For women, fashion is low heels and the Hillary Clinton pantsuit; for men, any tie that doesn't have a soup stain. As for philanthropy, there is no Bill Gates or Ford Foundation. The Rockefeller we have is in the Senate, lives quietly and leaves handing out the family fortune to relatives.
But we do have influential players, and the most influential of all sells everything from magazines to bobblehead dolls. Barack Obama has made Washington interesting again -- young, smart, out and about. He has a beautiful wife, who he appears to be in love with, and two photogenic daughters, who appear amazingly well-behaved.
But that doesn't translate into fodder for Bravo.
Let's face it: Michelle Obama isn't one of the 25 housewives on Bravo's short list. And none of the mini-Michelles in the White House -- like Sarah Feinberg, the blond and beautiful aide to Rahm Emanuel -- would think of taking a call from a reality TV producer. A potential assistant deputy undersecretary of something someday, she's not taking any risks. To be wild and crazy in the West Wing is to tape a segment for PBS's News Hour.

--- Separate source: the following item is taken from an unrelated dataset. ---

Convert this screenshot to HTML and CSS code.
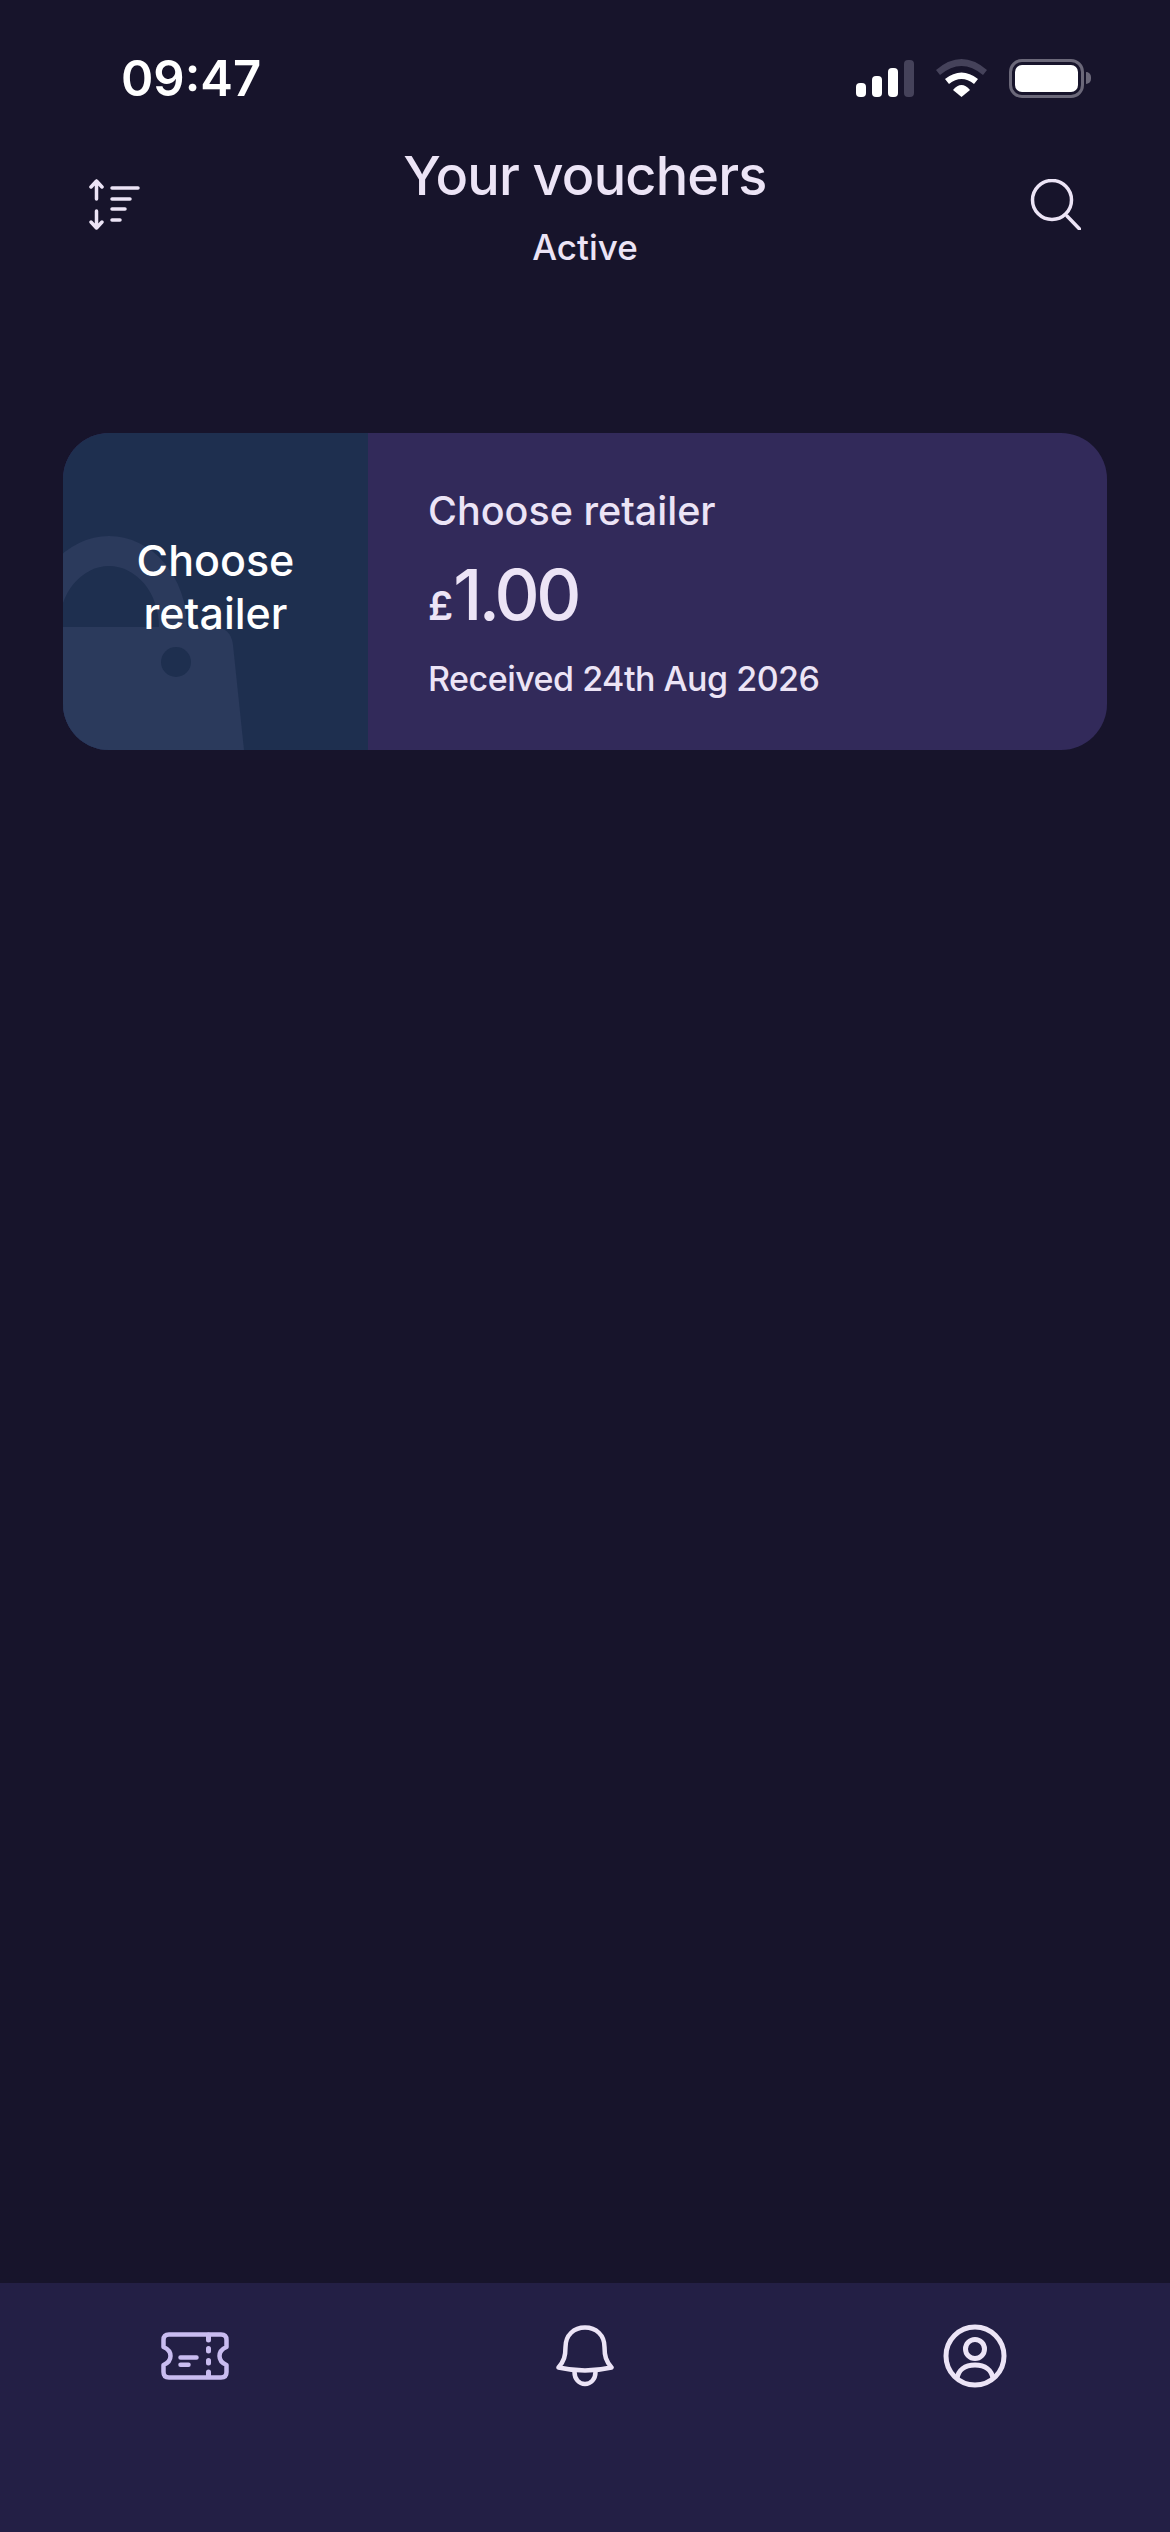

As for ratings, must-watch TV in D.C. is Timothy Geithner testifying before the House Banking Committee and making the market arrow in the corner of the screen go up -- or down -- 100 points. See the cameras click as Nancy Pelosi in her sensible suit accuses a CIA briefer of lying. Tune in as Dick Cheney expels former Secretary of State Colin Powell, one of the most admired people in America, from the Republican party on Face the Nation, Washington's version of American Idol.
What's won the Real Housewives high ratings is in short supply here: obvious wealth, shopping as sport, conspicuous beauty and indulgent husbands. It's not North Korea's nuclear bomb and TARP. Squabbles over Sarbanes-Oxley rock our world.
In the real Washington, housewives don't have the discretionary income to be interesting. They are widowed by husbands working on -- or living off of -- Capitol Hill or the White House, virtually raising the children alone. They try to snatch a few minutes listening to National Public Radio while driving the carpool in a futile effort not to be ignored at the rare cocktail party where someone might deign to talk to them. If they have money, they can't hire help because their husbands don't want a nanny problem should they be face vetting as a nominee to run Treasury.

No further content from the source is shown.